— Start —
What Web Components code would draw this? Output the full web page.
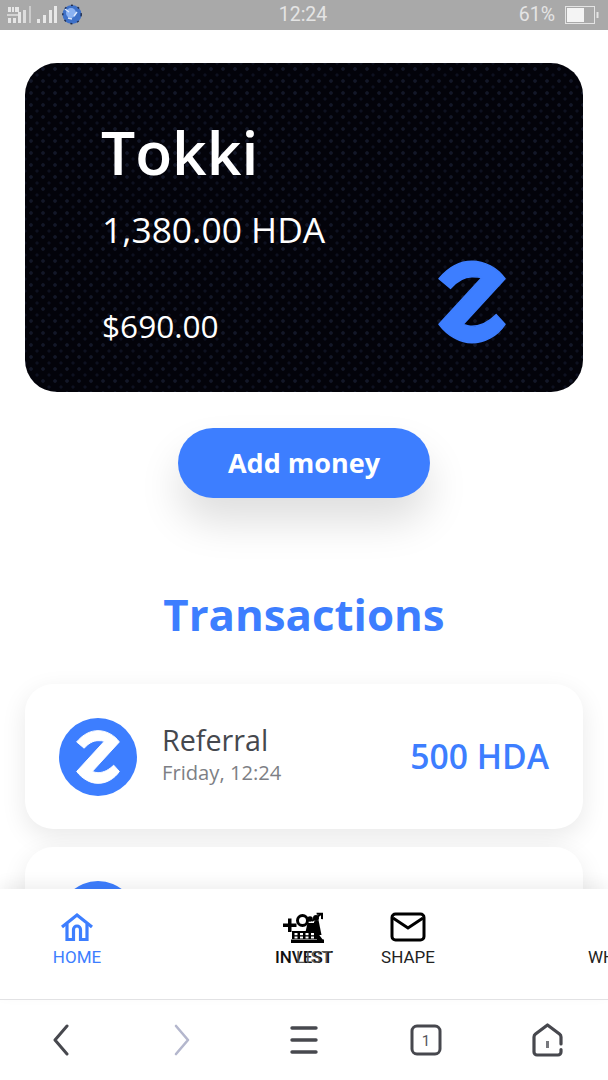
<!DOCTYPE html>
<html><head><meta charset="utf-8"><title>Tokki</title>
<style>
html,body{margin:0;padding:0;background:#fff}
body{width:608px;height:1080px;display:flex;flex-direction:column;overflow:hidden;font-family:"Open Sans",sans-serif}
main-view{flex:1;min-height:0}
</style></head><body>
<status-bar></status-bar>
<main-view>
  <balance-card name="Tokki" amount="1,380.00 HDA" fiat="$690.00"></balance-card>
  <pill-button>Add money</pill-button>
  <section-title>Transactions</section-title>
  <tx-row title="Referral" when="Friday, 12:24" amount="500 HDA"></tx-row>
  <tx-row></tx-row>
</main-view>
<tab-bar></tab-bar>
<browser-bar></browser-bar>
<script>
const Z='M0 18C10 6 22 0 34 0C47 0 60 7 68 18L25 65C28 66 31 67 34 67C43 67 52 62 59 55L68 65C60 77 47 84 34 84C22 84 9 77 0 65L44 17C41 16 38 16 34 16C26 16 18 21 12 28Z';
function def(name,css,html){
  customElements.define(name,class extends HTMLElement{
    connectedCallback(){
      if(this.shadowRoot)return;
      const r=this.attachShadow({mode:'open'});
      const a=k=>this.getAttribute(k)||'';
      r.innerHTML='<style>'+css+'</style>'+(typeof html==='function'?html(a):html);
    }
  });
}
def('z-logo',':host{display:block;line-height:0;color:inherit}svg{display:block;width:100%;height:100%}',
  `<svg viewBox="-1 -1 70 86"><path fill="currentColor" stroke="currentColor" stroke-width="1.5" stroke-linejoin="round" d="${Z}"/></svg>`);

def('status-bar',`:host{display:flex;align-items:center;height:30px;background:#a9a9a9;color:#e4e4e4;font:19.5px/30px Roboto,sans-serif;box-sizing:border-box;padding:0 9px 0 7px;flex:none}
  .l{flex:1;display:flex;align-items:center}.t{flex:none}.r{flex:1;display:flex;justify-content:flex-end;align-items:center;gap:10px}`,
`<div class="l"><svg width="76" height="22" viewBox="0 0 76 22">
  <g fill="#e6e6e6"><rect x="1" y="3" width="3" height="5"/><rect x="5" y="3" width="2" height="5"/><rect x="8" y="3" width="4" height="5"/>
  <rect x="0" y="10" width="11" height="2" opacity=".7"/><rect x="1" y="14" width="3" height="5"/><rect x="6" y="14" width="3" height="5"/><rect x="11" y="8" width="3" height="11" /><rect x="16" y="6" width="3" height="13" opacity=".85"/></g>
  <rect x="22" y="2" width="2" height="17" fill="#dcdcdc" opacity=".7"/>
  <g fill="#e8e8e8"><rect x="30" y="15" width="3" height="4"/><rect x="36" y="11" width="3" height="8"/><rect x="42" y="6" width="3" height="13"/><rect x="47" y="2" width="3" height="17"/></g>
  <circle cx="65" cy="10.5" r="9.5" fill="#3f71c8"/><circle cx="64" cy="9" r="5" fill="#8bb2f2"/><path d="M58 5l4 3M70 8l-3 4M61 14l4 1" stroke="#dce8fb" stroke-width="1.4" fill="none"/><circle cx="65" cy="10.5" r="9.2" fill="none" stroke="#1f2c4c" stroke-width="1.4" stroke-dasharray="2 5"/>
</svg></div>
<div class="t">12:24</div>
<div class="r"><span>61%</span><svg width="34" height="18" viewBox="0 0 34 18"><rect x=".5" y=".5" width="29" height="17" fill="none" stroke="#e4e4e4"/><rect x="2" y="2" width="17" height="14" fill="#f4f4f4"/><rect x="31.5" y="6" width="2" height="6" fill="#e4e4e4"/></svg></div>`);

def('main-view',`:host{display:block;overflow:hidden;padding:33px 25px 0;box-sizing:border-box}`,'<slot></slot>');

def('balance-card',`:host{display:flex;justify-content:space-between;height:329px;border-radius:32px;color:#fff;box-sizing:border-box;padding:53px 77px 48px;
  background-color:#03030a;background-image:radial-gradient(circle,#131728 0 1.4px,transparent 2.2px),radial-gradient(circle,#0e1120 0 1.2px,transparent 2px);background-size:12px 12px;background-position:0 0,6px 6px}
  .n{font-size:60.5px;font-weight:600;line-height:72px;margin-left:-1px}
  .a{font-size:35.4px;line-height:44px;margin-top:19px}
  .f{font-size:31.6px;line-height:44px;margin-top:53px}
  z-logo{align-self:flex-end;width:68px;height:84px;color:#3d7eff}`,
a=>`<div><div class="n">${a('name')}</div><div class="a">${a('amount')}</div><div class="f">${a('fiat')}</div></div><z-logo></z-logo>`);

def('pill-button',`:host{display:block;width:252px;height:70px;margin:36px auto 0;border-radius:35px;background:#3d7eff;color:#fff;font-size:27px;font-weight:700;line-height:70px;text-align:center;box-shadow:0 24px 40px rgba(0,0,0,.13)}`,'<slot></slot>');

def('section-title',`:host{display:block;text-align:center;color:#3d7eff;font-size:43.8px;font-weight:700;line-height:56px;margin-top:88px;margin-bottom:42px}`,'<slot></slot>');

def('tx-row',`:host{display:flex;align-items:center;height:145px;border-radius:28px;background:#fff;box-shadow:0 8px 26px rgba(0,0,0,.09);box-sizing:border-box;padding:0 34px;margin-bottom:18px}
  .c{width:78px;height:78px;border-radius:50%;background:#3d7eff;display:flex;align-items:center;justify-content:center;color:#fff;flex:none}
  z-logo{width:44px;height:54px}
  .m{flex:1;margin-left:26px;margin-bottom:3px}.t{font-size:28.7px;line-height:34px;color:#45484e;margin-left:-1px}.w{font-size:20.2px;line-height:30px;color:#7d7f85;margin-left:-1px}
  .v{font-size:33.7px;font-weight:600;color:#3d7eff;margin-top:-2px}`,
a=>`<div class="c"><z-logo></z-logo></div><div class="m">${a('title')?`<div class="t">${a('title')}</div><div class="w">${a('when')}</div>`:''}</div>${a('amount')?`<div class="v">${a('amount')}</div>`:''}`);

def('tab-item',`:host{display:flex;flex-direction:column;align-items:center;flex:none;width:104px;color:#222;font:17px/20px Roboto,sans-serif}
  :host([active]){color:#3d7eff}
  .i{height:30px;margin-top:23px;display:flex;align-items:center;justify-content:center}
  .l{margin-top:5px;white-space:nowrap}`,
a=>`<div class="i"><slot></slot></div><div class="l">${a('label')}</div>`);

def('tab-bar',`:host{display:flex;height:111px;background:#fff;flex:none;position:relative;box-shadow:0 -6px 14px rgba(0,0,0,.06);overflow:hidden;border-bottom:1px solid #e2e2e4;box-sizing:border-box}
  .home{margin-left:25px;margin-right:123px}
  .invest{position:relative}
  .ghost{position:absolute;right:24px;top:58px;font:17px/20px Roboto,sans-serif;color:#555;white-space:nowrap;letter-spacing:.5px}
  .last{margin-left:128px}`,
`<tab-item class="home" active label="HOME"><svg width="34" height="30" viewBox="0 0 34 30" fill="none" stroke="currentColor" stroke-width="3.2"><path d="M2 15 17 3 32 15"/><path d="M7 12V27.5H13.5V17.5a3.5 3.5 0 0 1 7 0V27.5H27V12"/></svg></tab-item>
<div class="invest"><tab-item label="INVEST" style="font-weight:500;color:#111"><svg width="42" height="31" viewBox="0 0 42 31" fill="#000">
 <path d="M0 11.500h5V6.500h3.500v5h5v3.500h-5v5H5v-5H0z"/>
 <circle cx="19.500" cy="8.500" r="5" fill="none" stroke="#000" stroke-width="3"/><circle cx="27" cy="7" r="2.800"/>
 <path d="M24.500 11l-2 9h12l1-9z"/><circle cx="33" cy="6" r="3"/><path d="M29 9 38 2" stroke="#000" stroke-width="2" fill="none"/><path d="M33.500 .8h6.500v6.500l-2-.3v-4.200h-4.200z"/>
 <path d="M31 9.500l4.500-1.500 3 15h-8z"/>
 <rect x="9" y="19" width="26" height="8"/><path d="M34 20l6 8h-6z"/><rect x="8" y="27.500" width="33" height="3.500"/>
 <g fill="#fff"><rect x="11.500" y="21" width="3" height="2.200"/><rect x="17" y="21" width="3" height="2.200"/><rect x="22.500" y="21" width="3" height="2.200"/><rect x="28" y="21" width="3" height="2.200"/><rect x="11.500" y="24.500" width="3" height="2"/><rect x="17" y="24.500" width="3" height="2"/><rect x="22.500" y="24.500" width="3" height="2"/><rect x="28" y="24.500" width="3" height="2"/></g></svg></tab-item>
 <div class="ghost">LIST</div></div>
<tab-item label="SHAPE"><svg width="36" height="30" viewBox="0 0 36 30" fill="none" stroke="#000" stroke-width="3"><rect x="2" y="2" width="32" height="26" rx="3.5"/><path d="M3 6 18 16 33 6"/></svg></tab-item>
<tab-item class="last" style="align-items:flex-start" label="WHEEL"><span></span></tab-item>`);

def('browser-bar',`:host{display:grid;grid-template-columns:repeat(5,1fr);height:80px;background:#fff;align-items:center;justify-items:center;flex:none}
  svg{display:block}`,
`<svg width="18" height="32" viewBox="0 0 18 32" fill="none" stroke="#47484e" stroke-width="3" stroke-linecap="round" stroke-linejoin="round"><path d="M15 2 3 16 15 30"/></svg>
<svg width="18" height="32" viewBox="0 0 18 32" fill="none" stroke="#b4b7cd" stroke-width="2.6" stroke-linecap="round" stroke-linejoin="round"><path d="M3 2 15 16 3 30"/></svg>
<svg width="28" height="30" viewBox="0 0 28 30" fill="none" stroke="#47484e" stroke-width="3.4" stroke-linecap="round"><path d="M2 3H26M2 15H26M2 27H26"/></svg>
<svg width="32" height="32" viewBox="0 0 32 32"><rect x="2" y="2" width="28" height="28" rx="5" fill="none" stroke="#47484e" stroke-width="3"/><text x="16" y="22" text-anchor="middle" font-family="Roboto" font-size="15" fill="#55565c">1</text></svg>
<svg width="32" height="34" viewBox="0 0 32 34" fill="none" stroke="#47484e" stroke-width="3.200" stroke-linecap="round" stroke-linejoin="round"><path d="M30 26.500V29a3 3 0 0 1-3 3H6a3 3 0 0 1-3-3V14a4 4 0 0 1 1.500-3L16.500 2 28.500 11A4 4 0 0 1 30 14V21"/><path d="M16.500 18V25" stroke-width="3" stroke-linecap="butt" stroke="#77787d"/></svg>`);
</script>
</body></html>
— End —
Exercise instructions —
Where a line above contains the word "this", copy that line.

Correct result —
What Web Components code would draw this? Output the full web page.
      if(this.shadowRoot)return;
      const r=this.attachShadow({mode:'open'});
      const a=k=>this.getAttribute(k)||'';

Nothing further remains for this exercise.